Look through the data below and return each line where "React" appears.

::::::

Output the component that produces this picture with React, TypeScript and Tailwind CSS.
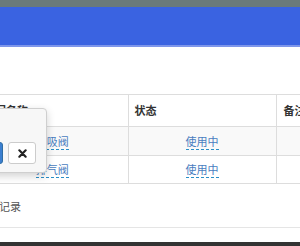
import React from 'react';

const rows = [
  { name: '呼吸阀', status: '使用中', note: '' },
  { name: '排气阀', status: '使用中', note: '' },
];

export default function App() {
  return (
    <div
      className="w-[300px] h-[246px] overflow-hidden bg-white text-[11px] text-[#333]"
      style={{ fontFamily: '"Noto Sans CJK SC", "Noto Sans", sans-serif' }}
    >
      <div className="h-[7px] bg-[#6a7a7b]" />
      <div className="h-[40px] bg-[#3a63e1] border-b-2 border-[#7e96ea]" />

      <div className="relative pt-[47px]">
        <table className="ml-[-23px] border-collapse table-fixed w-[400px]">
          <colgroup>
            <col className="w-[151px]" />
            <col className="w-[148px]" />
            <col className="w-[101px]" />
          </colgroup>
          <thead>
            <tr className="h-[32px] border-t border-b border-[#dddddd]">
              <th className="text-left font-bold px-[7px] border-r border-[#dddddd]">阀门名称</th>
              <th className="text-left font-bold px-[6px] border-r border-[#dddddd]">状态</th>
              <th className="text-left font-bold px-[7px]">备注</th>
            </tr>
          </thead>
          <tbody>
            {rows.map((r, i) => (
              <tr
                key={r.name}
                className={`border-b border-[#dddddd] ${i === 0 ? 'h-[29px] bg-[#f9f9f9]' : 'h-[28px] bg-white'}`}
              >
                <td className="text-center border-r border-[#dddddd]">
                  <span className="text-[#4a7dc0] border-b border-dashed border-[#2a8fc8]">{r.name}</span>
                </td>
                <td className="text-center border-r border-[#dddddd]">
                  <span className="text-[#4a7dc0] border-b border-dashed border-[#2a8fc8]">{r.status}</span>
                </td>
                <td>{r.note}</td>
              </tr>
            ))}
          </tbody>
        </table>

        <div className="ml-[-34px] h-[43px] flex items-center text-[#555] pt-[1px]">共 2 条记录</div>
        <div className="border-t border-[#e5e5e5] h-[15px]" />
        <div className="h-[6px] bg-[#333]" />

        {/* editable popover */}
        <div className="absolute left-[-90px] top-[61px] w-[137px] h-[65px] bg-[#f7f7f7] border border-[#cfcfcf] rounded-[4px] shadow-[0_3px_8px_rgba(0,0,0,0.18)]">
          <div className="flex justify-end items-center gap-[5px] pr-[10px] pt-[33px]">
            <input className="w-[50px] h-[22px] border border-[#ccc] bg-white rounded-[3px]" />
            <button className="w-[28px] h-[22px] rounded-[3px] bg-[#3c7fd0] border border-[#2e6da4] text-white text-[11px]">
              ✔
            </button>
            <button className="w-[28px] h-[22px] rounded-[3px] bg-white border border-[#ccc] flex items-center justify-center">
              <svg width="9" height="9" viewBox="0 0 10 10">
                <path d="M1.5 1.5 L8.5 8.5 M8.5 1.5 L1.5 8.5" stroke="#222" strokeWidth="2.4" strokeLinecap="round" />
              </svg>
            </button>
          </div>
        </div>
      </div>
    </div>
  );
}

::::::

**Complete answer**:
Output the component that produces this picture with React, TypeScript and Tailwind CSS.
import React from 'react';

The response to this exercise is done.